Der Einzelgänger mit dem Massenpublikum hat es Gohl und Gaukel angetan. Zu gerne wüssten sie mehr über ihn. Immerhin haben sie in Erfahrung gebracht, dass Boettcher 1934 heiratete: Johanna Mayer, von der ebenfalls wenig bekannt ist. Das Paar bewohnte ein stattliches Haus in der Wannenstraße 35 im Stuttgarter Süden. Nach 1945 liefen die Geschäfte aus; neue Karten wurden nicht produziert, die Bestände abverkauft.
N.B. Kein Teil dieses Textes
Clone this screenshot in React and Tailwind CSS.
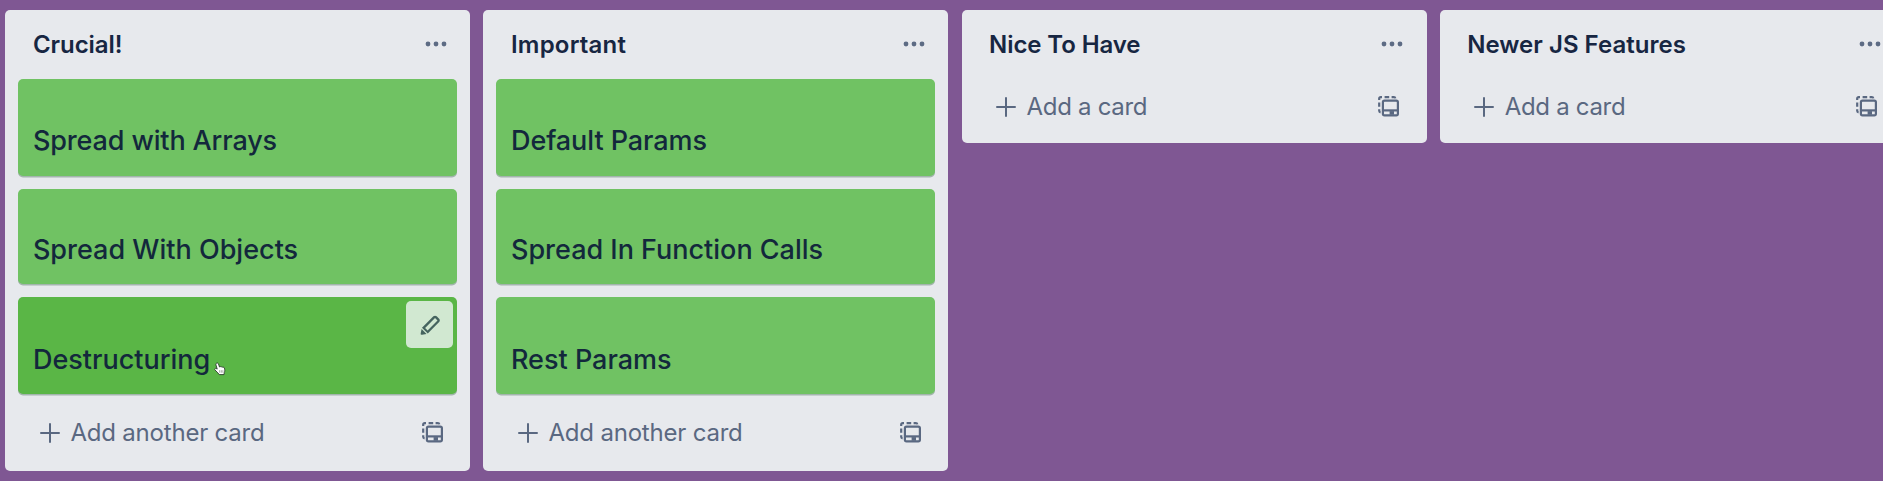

Schließlich löste Boettcher seinen kleinen Verlag auf. 1958 starb er „ganz unerwartet an einem Herzschlag“, wie es in der Todesanzeige heißt. Immerhin die gibt es.
„Von den Nazis hielt er sich fern“
Was die Ausstellungsmacher über ihn wissen, reicht immerhin für eine Würdigung. Gohl hebt das humorvolle Wirken Boettchers hervor und seinen feinen, „nie frauenfeindlichen oder zotigen Strich“. Bemerkenswert findet er auch, dass der Nationalsozialismus sich in den Karten seines Kunstverlags nicht niederschlug: „Vom Gegröle der NS-Diktatur hielt er sich gänzlich fern.“
Die Ausstellung
Öffnungszeiten
Das Muse-o im Alten Schulhaus, Gablenberger Hauptstraße 130, hat samstags und sonntags jeweils von 14 bis 18 Uhr geöffnet. Eintritt: 2 Euro, Kinder und Jugendliche bis 18 Jahre frei.
Veranstaltungen
Begleitend zu der Ausstellung „Hano, Lustiges aus Stuttgart. Postkarten und Zeichnungen des humoristischen Künstlers Hans Boettcher“ findet am Sonntag, 7. Juli, um 15 Uhr ein Mundarttheater statt: Elfriede Schöller erzählt in Älbler-Schwäbisch, wie sich das „Marile von der Alb“ auf den Weg nach Schtuagert macht.